Dunia Elvir (born June 9, 1973 in La Ceiba, Honduras) is a television journalist, producer, motivational speaker and autism advocate.

Early life and education
Dunia has 2 brothers Orlando and Carlos Elvir. She is the oldest, Orlando is 5 years younger and Carlitos (as Dunia calls her younger brother) is 8 years younger than her. Her mother took under her care two of her cousins; Claudia and Maricela who became the sisters Dunia always wanted to have. 
Growing up in Barrio La Isla in La Ceiba, Dunia used to play soccer and "bate" (baseball) in the street. 
Dunia was 6 years old when her father bought her first microphone and radio. Dunia enjoyed playing and pretending to be an announcer.

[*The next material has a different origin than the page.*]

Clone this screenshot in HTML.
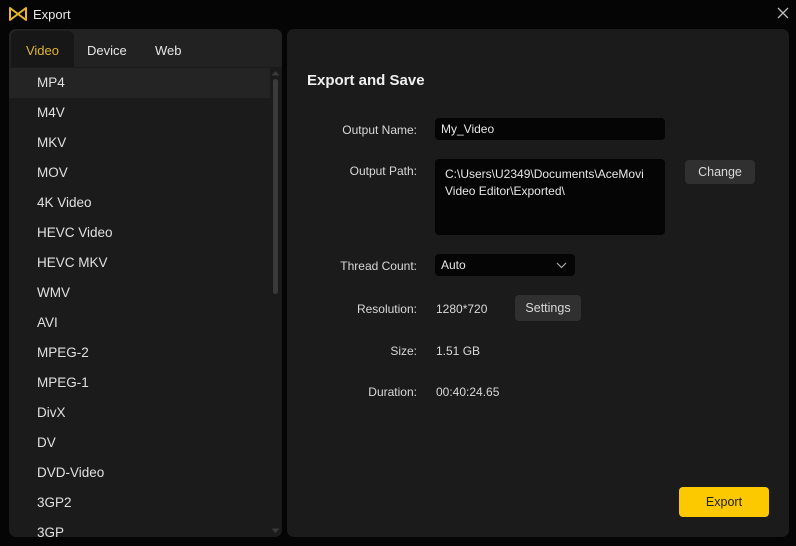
<!DOCTYPE html>
<html><head><meta charset="utf-8"><style>
*{margin:0;padding:0;box-sizing:border-box}
body{width:796px;height:546px;background:#050505;font-family:"Liberation Sans",sans-serif;color:#e6e6e6;position:relative;overflow:hidden;font-size:13px}
.title{position:absolute;left:33px;top:7px;font-size:13px;color:#e8e8e8}
.close{position:absolute;left:776px;top:6px;width:14px;height:14px}
.lp{position:absolute;left:9px;top:29px;width:273px;height:508px;background:#1b1b1b;border-radius:7px;overflow:hidden}
.tabs{height:38px;background:#222;position:relative}
.tab{position:absolute;top:0;height:38px;line-height:43px;font-size:13px;color:#e6e6e6}
.tab.v{left:2px;width:63px;background:#171717;border-radius:6px 6px 0 0;color:#e2b52a;text-align:center;top:2px;height:36px;line-height:40px}
.list{padding-top:1px}
.row{height:30px;line-height:30px;padding-left:28px;font-size:13.5px;color:#e0e0e0}
.row.sel{background:#242424;margin-right:12px}
.sb{position:absolute;left:264px;top:50px;width:5px;height:215px;background:#3a3a3a;border-radius:3px}
.rp{position:absolute;left:287px;top:29px;width:502px;height:508px;background:#1b1b1b;border-radius:7px}
.h{position:absolute;left:20px;top:43px;font-size:15px;font-weight:bold;color:#efefef}
.lab{position:absolute;right:372px;font-size:12px;color:#d8d8d8;text-align:right;white-space:nowrap}
.val{position:absolute;left:149px;font-size:12px;color:#d8d8d8}
.inp{position:absolute;left:148px;background:#050505;border-radius:4px;font-size:12px;color:#e6e6e6;padding-left:6px}
.btn{position:absolute;background:#303030;border-radius:4px;font-size:12.5px;color:#d8d8d8;text-align:center}
</style></head><body>
<svg style="position:absolute;left:8px;top:6px" width="20" height="16" viewBox="0 0 20 16"><path d="M2 2 L2 14 L10 8 Z M18 2 L18 14 L10 8 Z" fill="none" stroke="#e8b42c" stroke-width="2" stroke-linejoin="round"/></svg>
<div class="title">Export</div>
<svg class="close" viewBox="0 0 14 14"><path d="M2 2L12 12M12 2L2 12" stroke="#bbb" stroke-width="1.3"/></svg>
<div class="lp">
<div class="tabs"><div class="tab v">Video</div><div class="tab" style="left:78px">Device</div><div class="tab" style="left:146px">Web</div></div>
<div class="list">
<div class="row sel">MP4</div><div class="row">M4V</div><div class="row">MKV</div><div class="row">MOV</div><div class="row">4K Video</div><div class="row">HEVC Video</div><div class="row">HEVC MKV</div><div class="row">WMV</div><div class="row">AVI</div><div class="row">MPEG-2</div><div class="row">MPEG-1</div><div class="row">DivX</div><div class="row">DV</div><div class="row">DVD-Video</div><div class="row">3GP2</div><div class="row">3GP</div>
</div>
<svg style="position:absolute;left:262px;top:41px" width="9" height="6"><path d="M0.5 5.5L4.5 1L8.5 5.5Z" fill="#3a3a3a"/></svg>
<div class="sb"></div>
<svg style="position:absolute;left:262px;top:499px" width="9" height="6"><path d="M0.5 0.5L4.5 5L8.5 0.5Z" fill="#3a3a3a"/></svg>
</div>
<div class="rp">
<div class="h">Export and Save</div>
<div class="lab" style="top:94px">Output Name:</div>
<div class="inp" style="top:89px;width:230px;height:22px;line-height:22px">My_Video</div>
<div class="lab" style="top:135px">Output Path:</div>
<div class="inp" style="top:130px;width:230px;height:76px;padding:7px 10px;line-height:17px">C:\Users\U2349\Documents\AceMovi Video Editor\Exported\</div>
<div class="btn" style="left:398px;top:131px;width:70px;height:24px;line-height:24px">Change</div>
<div class="lab" style="top:230px">Thread Count:</div>
<div class="inp" style="top:225px;width:140px;height:22px;line-height:22px">Auto<svg style="position:absolute;right:8px;top:8px" width="11" height="7"><path d="M1 1L5.5 5.5L10 1" fill="none" stroke="#aaa" stroke-width="1.2"/></svg></div>
<div class="lab" style="top:273px">Resolution:</div>
<div class="val" style="top:273px">1280*720</div>
<div class="btn" style="left:228px;top:266px;width:66px;height:26px;line-height:26px">Settings</div>
<div class="lab" style="top:315px">Size:</div>
<div class="val" style="top:315px">1.51 GB</div>
<div class="lab" style="top:356px">Duration:</div>
<div class="val" style="top:356px">00:40:24.65</div>
<div class="btn" style="left:392px;top:458px;width:90px;height:30px;line-height:30px;background:#fcc900;color:#222">Export</div>
</div>
</body></html>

At 15 years old Dunia was sent to Los Angeles, California to live with her maternal grandmother. She went to Jordan High School in Los Angeles and earned her high school diploma as an ESL (English as a Second Language) student. Later on she earned her broadcast degree in American Communication Institute in Hollywood in 1991. Like many other immigrants, Dunia faced many challenges while trying to excel in her career. Dunia graduated with a limited knowledge of English. This and the lack of immigration documents prevented her from continuing with her higher education. 
In 1992  her first son, Jesus was born. Jesus has autism, this made her chose home life in order to take care of him. In 1997 Dunia's second son Lalo (Eduardo) was born.
A few years later this first marriage had a rocky patch and the couple separated in July 2001, when Dunia left the house with her two children. 
On April 12, 2003 Dunia married Carl Procida.

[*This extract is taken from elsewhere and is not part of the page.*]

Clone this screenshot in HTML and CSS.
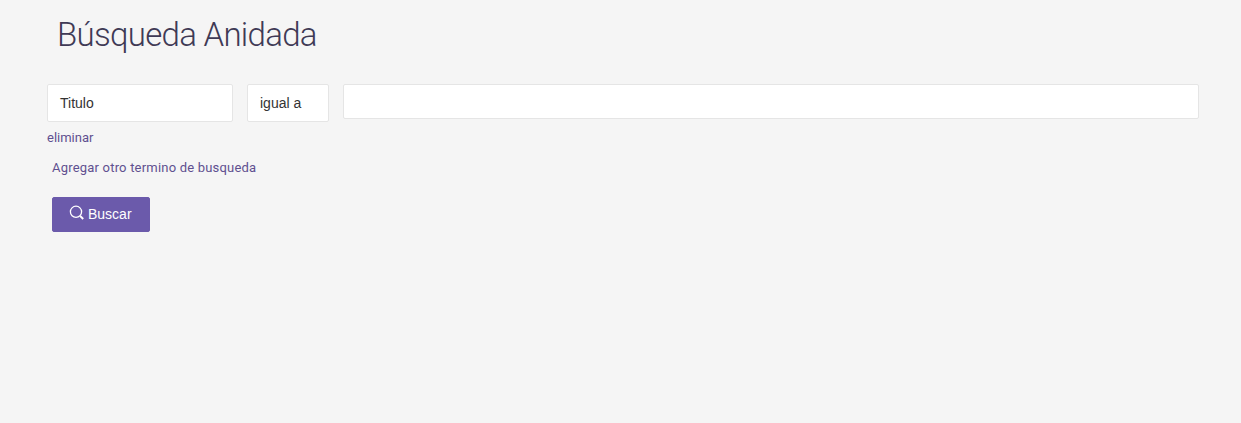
FILE: index.html
```html
<!DOCTYPE html>
<html lang="es">
<head>
    <meta charset="UTF-8">
    <title>Búsqueda Anidada</title>
    <link rel="stylesheet" href="styles.css">
</head>
<body>
    <div class="search-page">
        <h1 class="page-title">Búsqueda Anidada</h1>

        <form class="search-form" onsubmit="return false">
            <div class="term-row">
                <div class="field field-select field-title">Titulo</div>
                <div class="field field-select field-op">igual a</div>
                <input class="field field-input" type="text">
            </div>
            <a class="link remove-link" href="#">eliminar</a>
            <a class="link add-link" href="#">Agregar otro termino de busqueda</a>
            <button class="search-button" type="submit">
                <svg class="search-icon" viewBox="0 0 16 16" width="16" height="16" fill="none" stroke="currentColor">
                    <circle cx="7" cy="6.8" r="5.6" stroke-width="1.3"/>
                    <path d="M11.2 11l3 3" stroke-width="2"/>
                </svg>
                Buscar
            </button>
        </form>
    </div>
</body>
</html>
```

FILE: styles.css
```css
* {
    margin: 0;
    padding: 0;
    box-sizing: border-box;
}

body {
    font-family: Roboto, 'Open Sans', sans-serif;
    background: #f5f5f5;
    color: #333;
    min-height: 100vh;
}

.search-page {
    padding: 14px 42px 0 47px;
}

.page-title {
    font-size: 33px;
    font-weight: 300;
    line-height: 42px;
    letter-spacing: -0.7px;
    color: #3f3a55;
    margin-left: 10px;
    margin-bottom: 28px;
}

.term-row {
    display: flex;
    align-items: flex-start;
    gap: 14px;
}

.field {
    background: #fff;
    border: 1px solid #e5e5e5;
    border-radius: 2px;
    font-family: 'Liberation Sans', Arial, sans-serif;
    font-size: 14px;
    color: #333;
}

.field-select {
    height: 38px;
    line-height: 36px;
    padding-left: 12px;
}

.field-title {
    width: 186px;
}

.field-op {
    width: 82px;
}

.field-input {
    flex: 1;
    height: 35px;
}

.link {
    display: block;
    font-size: 13px;
    line-height: 16px;
    color: #5f5090;
    text-decoration: none;
}

.remove-link {
    margin-top: 8px;
}

.add-link {
    margin-top: 14px;
    margin-left: 5px;
    letter-spacing: 0.2px;
}

.search-button {
    display: flex;
    align-items: center;
    gap: 3px;
    width: 98px;
    height: 35px;
    margin-top: 21px;
    margin-left: 5px;
    padding-left: 16px;
    padding-bottom: 2px;
    background: #6b5aab;
    border: 1px solid #6b5aab;
    border-radius: 2px;
    color: #fff;
    font-family: 'Liberation Sans', Arial, sans-serif;
    font-size: 14px;
    cursor: pointer;
}

.search-icon {
    margin-top: -1px;
}
```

In December 2004 Dunia decided to start college, this idea was a mutual dream of her and her husband. While trying to accomplish their higher education as a couple Dunia 
and Carl had two girls. Adrianna and Josieanna, came to make the relationship even stronger. By November 2008 Dunia and Carl graduated from University of Phoenix with a Bachelors in Business Management.
This educational goal gave Dunia the opportunity to grow within Telemundo. At this point Telemundo is not only providing Dunia with the opportunity to work, fulfill her dream profession but is also helping her to grow intellectually allowing her to go back to college and pursue her MBA, which Dunia completed in November 2011, and with her husband as her classmate.

Career
Elvir started her career in California in Mexican Radio in 1989. She later moved to KRCA Channel 62 in Los Angeles as reporter and TV news presenter.

Since 2001, she has worked for Telemundo in Los Angeles. She was also a correspondent on the TV program Cada día con Maria Antonieta (Every day with Maria Antonieta Collins). Actually Elvir also reports for Telemundo Network shows Levantate Al Rojo Vivo, Noticiero Telemundo and the Los Angeles morning show "Buenos Dias".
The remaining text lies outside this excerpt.